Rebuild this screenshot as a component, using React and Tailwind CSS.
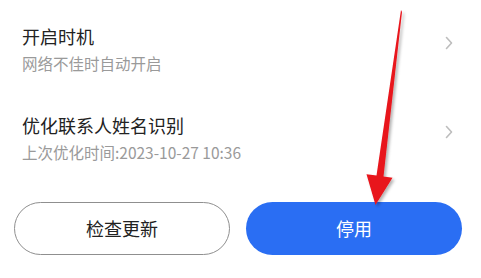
import { Fragment } from 'react'

const rows = [
  { title: '开启时机', sub: '网络不佳时自动开启' },
  { title: '优化联系人姓名识别', sub: '上次优化时间:2023-10-27 10:36' },
]

function Chevron() {
  return (
    <svg width="8" height="14" viewBox="0 0 8 14" className="mt-[12px] shrink-0">
      <polyline points="1.5,1.5 6.5,7 1.5,12.5" fill="none" stroke="#bdbdbd" strokeWidth="1.6" strokeLinecap="round" strokeLinejoin="round" />
    </svg>
  )
}

export default function App() {
  return (
    <div
      className="relative w-[481px] h-[278px] overflow-hidden bg-white"
      style={{ fontFamily: '"Noto Sans CJK SC", "Noto Sans", sans-serif' }}
    >
      <div className="flex flex-col gap-[40px] pt-[24px] pl-[22px] pr-[28px]">
        {rows.map((row) => (
          <div key={row.title} className="flex items-start justify-between">
            <div className="flex flex-col gap-[5px]">
              <div className="text-[18px] leading-[24px] text-[#222]">{row.title}</div>
              <div className="text-[15.5px] leading-[20px] text-[#9a9a9a]">{row.sub}</div>
            </div>
            <Chevron />
          </div>
        ))}
      </div>

      <div className="flex gap-[16px] pl-[14px] mt-[40px]">
        <button className="w-[216px] h-[53px] rounded-full border border-[#8f8f8f] bg-white text-[18px] text-[#222]">
          检查更新
        </button>
        <button className="w-[216px] h-[53px] rounded-full bg-[#2a6ef3] text-[18px] text-white">
          停用
        </button>
      </div>

      {/* red annotation arrow */}
      <svg className="absolute left-0 top-0 pointer-events-none" width="481" height="278">
        <defs>
          <filter id="sh" x="-50%" y="-10%" width="200%" height="120%">
            <feDropShadow dx="2" dy="2" stdDeviation="1.5" floodColor="#000" floodOpacity="0.3" />
          </filter>
        </defs>
        <polygon
          points="401,10 402,12 383.5,176.5 392.5,177.7 375.5,205 366.5,174.3 376.5,175.5"
          fill="#e8141b"
          filter="url(#sh)"
        />
      </svg>
    </div>
  )
}
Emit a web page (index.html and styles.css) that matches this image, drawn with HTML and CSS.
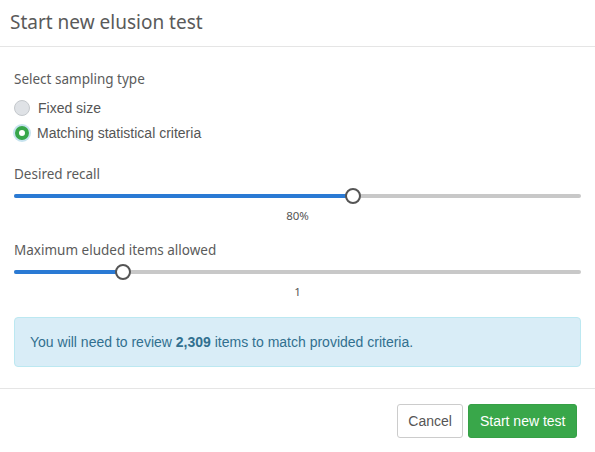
FILE: index.html
```html
<!DOCTYPE html>
<html>
<head>
<meta charset="utf-8">
<link rel="stylesheet" href="styles.css">
</head>
<body>
<div class="modal">
  <div class="modal-header">
    <h4 class="modal-title">Start new elusion test</h4>
  </div>
  <div class="modal-body">
    <div class="field-label">Select sampling type</div>
    <div class="radio-list">
      <div class="radio-row">
        <span class="radio"></span>
        <span class="radio-text">Fixed size</span>
      </div>
      <div class="radio-row">
        <span class="radio checked"></span>
        <span class="radio-text">Matching statistical criteria</span>
      </div>
    </div>

    <div class="field-label spaced">Desired recall</div>
    <div class="slider">
      <div class="track">
        <div class="fill" style="width: 59.8%"></div>
        <div class="thumb" style="left: 59.8%"></div>
      </div>
    </div>
    <div class="slider-value">80%</div>

    <div class="field-label spaced2">Maximum eluded items allowed</div>
    <div class="slider">
      <div class="track">
        <div class="fill" style="width: 19.2%"></div>
        <div class="thumb" style="left: 19.2%"></div>
      </div>
    </div>
    <div class="slider-value">1</div>

    <div class="alert">You will need to review <b>2,309</b> items to match provided criteria.</div>
  </div>
  <div class="modal-footer">
    <button class="btn btn-default">Cancel</button>
    <button class="btn btn-success">Start new test</button>
  </div>
</div>
</body>
</html>
```
FILE: styles.css
```css
html, body {
  margin: 0;
  padding: 0;
  background: #fff;
}
.modal {
  width: 595px;
  height: 452px;
  font-family: "Liberation Sans", Arial, sans-serif;
  color: #555;
}
.modal-header {
  height: 46px;
  border-bottom: 1px solid #e5e5e5;
  display: flex;
  align-items: center;
  padding: 0 10px;
  box-sizing: content-box;
}
.modal-title {
  margin: 0;
  font-family: "Noto Sans", sans-serif;
  font-weight: 400;
  font-size: 19px;
  color: #5a5a5a;
  line-height: 24px;
  padding-bottom: 2px;
}
.modal-body {
  padding: 22px 14px 21px 14px;
}
.field-label {
  font-family: "Noto Sans", sans-serif;
  font-size: 13.5px;
  line-height: 20px;
  color: #5b5b5b;
}
.field-label.spaced {
  margin-top: 21px;
}
.field-label.spaced2 {
  margin-top: 16px;
}
.radio-list {
  margin-top: 9px;
  display: flex;
  flex-direction: column;
  gap: 5px;
}
.radio-row {
  display: flex;
  align-items: center;
  height: 20px;
  gap: 8px;
}
.radio {
  width: 14px;
  height: 14px;
  border-radius: 50%;
  border: 1px solid #c4c8cc;
  background: #dfe2e6;
  display: inline-block;
  box-sizing: content-box;
}
.radio.checked {
  background: #fff;
  border: 4px solid #37a64a;
  width: 6px;
  height: 6px;
  margin-left: 1px;
  box-shadow: 0 0 0 2px #c7e3ef;
}
.radio-text {
  font-family: "Liberation Sans", Arial, sans-serif;
  font-size: 14px;
  color: #555;
}
.slider {
  height: 24px;
  display: flex;
  align-items: center;
}
.track {
  position: relative;
  width: 100%;
  height: 4px;
  border-radius: 2px;
  background: #c8c8c8;
}
.fill {
  height: 4px;
  border-radius: 2px;
  background: #2a7ad4;
}
.thumb {
  position: absolute;
  top: 50%;
  width: 12px;
  height: 12px;
  border: 2px solid #555;
  border-radius: 50%;
  background: #fff;
  transform: translate(-50%, -50%);
}
.slider-value {
  text-align: center;
  font-family: "Noto Sans", sans-serif;
  font-size: 11.5px;
  line-height: 16px;
  color: #555;
}
.alert {
  margin-top: 17px;
  padding: 14px 15px;
  line-height: 20px;
  font-size: 14px;
  color: #31708f;
  background: #d9edf7;
  border: 1px solid #bce8f1;
  border-radius: 4px;
}
.modal-footer {
  border-top: 1px solid #e5e5e5;
  padding: 15px 18px;
  display: flex;
  justify-content: flex-end;
  gap: 5px;
}
.btn {
  font-family: "Liberation Sans", Arial, sans-serif;
  font-size: 14px;
  height: 34px;
  padding: 0 10.5px;
  border-radius: 3px;
  border: 1px solid transparent;
  cursor: pointer;
}
.btn-default {
  background: #fff;
  border-color: #ccc;
  color: #555;
}
.btn-success {
  background: #39a74a;
  border-color: #36a046;
  color: #fff;
}
```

========

Do this: Pictures in the records must not appear in the copy; transcribe everything else precisely.

Worked answer:
Rebuild this screenshot as a component, using React and Tailwind CSS.
import { Fragment } from 'react'

const rows = [
  { title: '开启时机', sub: '网络不佳时自动开启' },
  { title: '优化联系人姓名识别', sub: '上次优化时间:2023-10-27 10:36' },
]

function Chevron() {
  return (
    <svg width="8" height="14" viewBox="0 0 8 14" className="mt-[12px] shrink-0">
      <polyline points="1.5,1.5 6.5,7 1.5,12.5" fill="none" stroke="#bdbdbd" strokeWidth="1.6" strokeLinecap="round" strokeLinejoin="round" />
    </svg>
  )
}

export default function App() {
  return (
    <div
      className="relative w-[481px] h-[278px] overflow-hidden bg-white"
      style={{ fontFamily: '"Noto Sans CJK SC", "Noto Sans", sans-serif' }}
    >
      <div className="flex flex-col gap-[40px] pt-[24px] pl-[22px] pr-[28px]">
        {rows.map((row) => (
          <div key={row.title} className="flex items-start justify-between">
            <div className="flex flex-col gap-[5px]">
              <div className="text-[18px] leading-[24px] text-[#222]">{row.title}</div>
              <div className="text-[15.5px] leading-[20px] text-[#9a9a9a]">{row.sub}</div>
            </div>
            <Chevron />
          </div>
        ))}
      </div>

      <div className="flex gap-[16px] pl-[14px] mt-[40px]">
        <button className="w-[216px] h-[53px] rounded-full border border-[#8f8f8f] bg-white text-[18px] text-[#222]">
          检查更新
        </button>
        <button className="w-[216px] h-[53px] rounded-full bg-[#2a6ef3] text-[18px] text-white">
          停用
        </button>
      </div>

      {/* red annotation arrow */}
      <svg className="absolute left-0 top-0 pointer-events-none" width="481" height="278">
        <defs>
          <filter id="sh" x="-50%" y="-10%" width="200%" height="120%">
            <feDropShadow dx="2" dy="2" stdDeviation="1.5" floodColor="#000" floodOpacity="0.3" />
          </filter>
        </defs>
        <polygon
          points="401,10 402,12 383.5,176.5 392.5,177.7 375.5,205 366.5,174.3 376.5,175.5"
          fill="#e8141b"
          filter="url(#sh)"
        />
      </svg>
    </div>
  )
}
Emit a web page (index.html and styles.css) that matches this image, drawn with HTML and CSS.
FILE: index.html
```html
<!DOCTYPE html>
<html>
<head>
<meta charset="utf-8">
<link rel="stylesheet" href="styles.css">
</head>
<body>
<div class="modal">
  <div class="modal-header">
    <h4 class="modal-title">Start new elusion test</h4>
  </div>
  <div class="modal-body">
    <div class="field-label">Select sampling type</div>
    <div class="radio-list">
      <div class="radio-row">
        <span class="radio"></span>
        <span class="radio-text">Fixed size</span>
      </div>
      <div class="radio-row">
        <span class="radio checked"></span>
        <span class="radio-text">Matching statistical criteria</span>
      </div>
    </div>

    <div class="field-label spaced">Desired recall</div>
    <div class="slider">
      <div class="track">
        <div class="fill" style="width: 59.8%"></div>
        <div class="thumb" style="left: 59.8%"></div>
      </div>
    </div>
    <div class="slider-value">80%</div>

    <div class="field-label spaced2">Maximum eluded items allowed</div>
    <div class="slider">
      <div class="track">
        <div class="fill" style="width: 19.2%"></div>
        <div class="thumb" style="left: 19.2%"></div>
      </div>
    </div>
    <div class="slider-value">1</div>

    <div class="alert">You will need to review <b>2,309</b> items to match provided criteria.</div>
  </div>
  <div class="modal-footer">
    <button class="btn btn-default">Cancel</button>
    <button class="btn btn-success">Start new test</button>
  </div>
</div>
</body>
</html>
```
FILE: styles.css
```css
html, body {
  margin: 0;
  padding: 0;
  background: #fff;
}
.modal {
  width: 595px;
  height: 452px;
  font-family: "Liberation Sans", Arial, sans-serif;
  color: #555;
}
.modal-header {
  height: 46px;
  border-bottom: 1px solid #e5e5e5;
  display: flex;
  align-items: center;
  padding: 0 10px;
  box-sizing: content-box;
}
.modal-title {
  margin: 0;
  font-family: "Noto Sans", sans-serif;
  font-weight: 400;
  font-size: 19px;
  color: #5a5a5a;
  line-height: 24px;
  padding-bottom: 2px;
}
.modal-body {
  padding: 22px 14px 21px 14px;
}
.field-label {
  font-family: "Noto Sans", sans-serif;
  font-size: 13.5px;
  line-height: 20px;
  color: #5b5b5b;
}
.field-label.spaced {
  margin-top: 21px;
}
.field-label.spaced2 {
  margin-top: 16px;
}
.radio-list {
  margin-top: 9px;
  display: flex;
  flex-direction: column;
  gap: 5px;
}
.radio-row {
  display: flex;
  align-items: center;
  height: 20px;
  gap: 8px;
}
.radio {
  width: 14px;
  height: 14px;
  border-radius: 50%;
  border: 1px solid #c4c8cc;
  background: #dfe2e6;
  display: inline-block;
  box-sizing: content-box;
}
.radio.checked {
  background: #fff;
  border: 4px solid #37a64a;
  width: 6px;
  height: 6px;
  margin-left: 1px;
  box-shadow: 0 0 0 2px #c7e3ef;
}
.radio-text {
  font-family: "Liberation Sans", Arial, sans-serif;
  font-size: 14px;
  color: #555;
}
.slider {
  height: 24px;
  display: flex;
  align-items: center;
}
.track {
  position: relative;
  width: 100%;
  height: 4px;
  border-radius: 2px;
  background: #c8c8c8;
}
.fill {
  height: 4px;
  border-radius: 2px;
  background: #2a7ad4;
}
.thumb {
  position: absolute;
  top: 50%;
  width: 12px;
  height: 12px;
  border: 2px solid #555;
  border-radius: 50%;
  background: #fff;
  transform: translate(-50%, -50%);
}
.slider-value {
  text-align: center;
  font-family: "Noto Sans", sans-serif;
  font-size: 11.5px;
  line-height: 16px;
  color: #555;
}
.alert {
  margin-top: 17px;
  padding: 14px 15px;
  line-height: 20px;
  font-size: 14px;
  color: #31708f;
  background: #d9edf7;
  border: 1px solid #bce8f1;
  border-radius: 4px;
}
.modal-footer {
  border-top: 1px solid #e5e5e5;
  padding: 15px 18px;
  display: flex;
  justify-content: flex-end;
  gap: 5px;
}
.btn {
  font-family: "Liberation Sans", Arial, sans-serif;
  font-size: 14px;
  height: 34px;
  padding: 0 10.5px;
  border-radius: 3px;
  border: 1px solid transparent;
  cursor: pointer;
}
.btn-default {
  background: #fff;
  border-color: #ccc;
  color: #555;
}
.btn-success {
  background: #39a74a;
  border-color: #36a046;
  color: #fff;
}
```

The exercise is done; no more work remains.